“Mi avete ucciso due figli, questo processo è un abuso di potere”. Parole proferite dal 35enne Salvatore Fido, esponente di spicco del Clan Mazzarella durante il collegamento per la celebrazione dell’udienza preliminare a suo carico con le accuse di stalking aggravate dal metodo mafioso. Bersaglio delle minacce l’avvocato del foro di Avellino, Paola Forcione – difensore della moglie del boss che si è costituita parte civile contro l’uomo – il pubblico ministero della Dda, Simona Rossi e il gip Della Ragione del tribunale di Napoli. Il gip ha inviato gli atti in procura e rinviato al processo al 10 gennaio.
La fuga della moglie
A denunciare Fido Salvatore la moglie che dopo il suo arresto ha deciso di allontanarsi dall’ambiente malavitoso e di cambiare vita, insieme ai suoi due figli minori. Ma il 35enne riesce tramite i suoi sodali a trovarla e a minacciarla anche dal carcere nel quale è rinchiuso dal 2018. Dalle ulteriori indagini è emerso che Fido, sfruttando la sua posizione di primo rilievo all'interno del cartello camorristico, riusciva, nonostante fosse già detenuto, a tenere sotto controllo la moglie: la faceva seguire da alcune persone, vicine al clan, che si sono praticamente occupate di "monitorare" costantemente gli spostamenti della vittima.
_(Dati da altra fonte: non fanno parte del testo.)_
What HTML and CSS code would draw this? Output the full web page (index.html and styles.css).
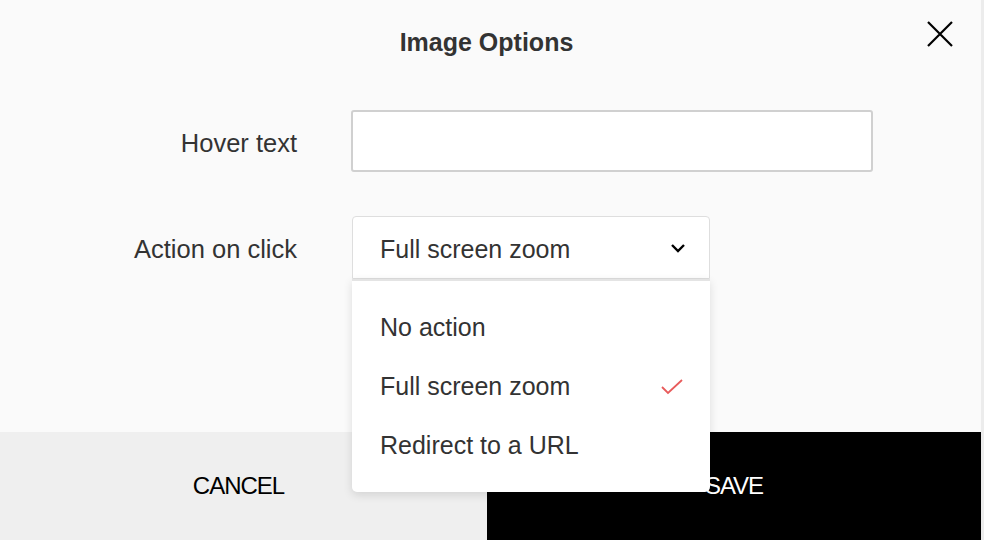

La donna, esasperata, era stata costretta ad abbandonare la sua abitazione a San Giovanni a Teduccio, Napoli Est e ha chiesto aiuto alle varie associazioni. Per alcuni mesi è stata accolta dalla Casa Rifugio "Antonella Russo" in provincia di Avellino. In questa occasione è stata affiancata dall'avvocato Paola Forcione.
L’arresto di Salvatore Fido
La polizia di Napoli ha arrestato Salvatore Fido, elemento di vertice del clan camorristico Mazzarella nell’ottobre del 2018. Il 30enne, latitante, era destinatario di un'ordinanza di custodia cautelare in carcere emessa nel febbraio del 2018 per associazione di tipo mafioso. I poliziotti del Servizio centrale operativo e della Squadra mobile, con il supporto della polizia scientifica, lo individuarono in una villetta alla periferia di Giugliano. A lui sarebbero da ricondurre gli scontri e le 'stese', raid armati a scopo intimidatorio, nei confronti del clan rivale Rinaldi.